W takich przypadkach umowa mogłaby zostać zawarta jedynie na wyraźną prośbę konsumenta. Wcześniej musiałby on jednak podpisać ostrzeżenie przedstawione mu na piśmie przez zakład ubezpieczeń.
– Podobne rozwiązania uprzednio w ramach miękkiego prawa zaproponował sam rynek, ale niestety, tylko cztery zakłady zdecydowały się je przyjąć – zauważa Aleksander Daszewski, radca prawny w biurze rzecznika ubezpieczonych.
Ekspert tłumaczy, że to właśnie przez brak dokładnej analizy potrzeb klienta tak wiele osób zawarło umowy z ubezpieczeniowym funduszem kapitałowym, nazywane polisolokatami. Chcąc następnie z nich zrezygnować, spotkali się z barierą m.in. horrendalnie wysokich opłat likwidacyjnych, sięgających często w pierwszych latach obowiązywania umowy nawet 90 proc. zainwestowanych środków.
Mec. Aleksander Daszewski prognozuje, że zmiany mogą wpłynąć na ograniczenie sprzedaży tego rodzaju instrumentów.
Koniec konfliktu
Projekt rozwiązuje też problematyczną kwestię pobierania prowizji przez instytucje finansowe od zakładów ubezpieczeń za ubezpieczenie swoich klientów. Dotychczasowa praktyka polega na tym, że przedsiębiorca – najczęściej bank lub pośrednik finansowy – w formie grupowej ubezpiecza konsumentów, a za zawarcie takiej umowy pobiera od ubezpieczyciela sowite wynagrodzenie.
– Rodzi to poważny konflikt interesów. Ubezpieczający jest za sprawą znacznej prowizji motywowany do zwiększonej sprzedaży tych produktów, niestety zbyt często z pominięciem faktycznych potrzeb klientów, jednocześnie generując po ich stronie straty – zaznacza mec. Daszewski.
Aby ukrócić tę praktykę, projekt wprowadza zakaz pobierania wynagrodzenia czy prowizji w sytuacji zawierania umowy na cudzy rachunek.

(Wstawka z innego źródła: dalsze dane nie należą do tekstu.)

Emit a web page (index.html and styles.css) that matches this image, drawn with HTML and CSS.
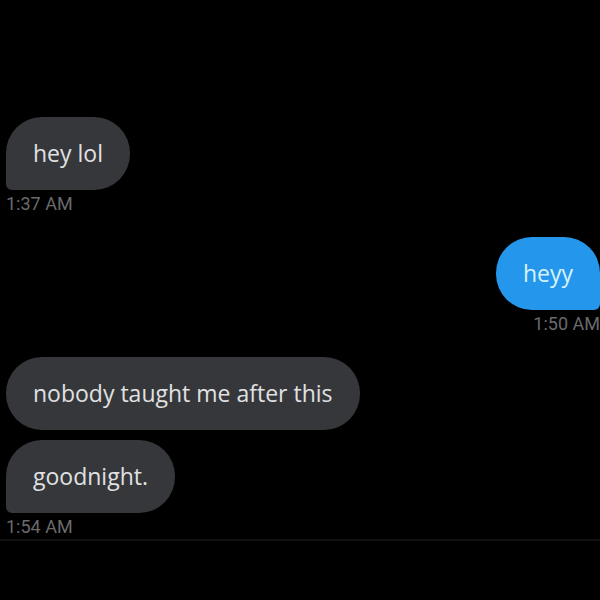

Opracowywana właśnie ustawa ma implementować do polskiego prawa dyrektywę 2009/138/WE w sprawie podejmowania i prowadzenia działalności ubezpieczeniowej i reasekuracyjnej. Jej przepisy powinny zostać transponowane do 31 marca 2015 r., a termin wejścia w życie wyznaczony jest na 1 stycznia 2016 r.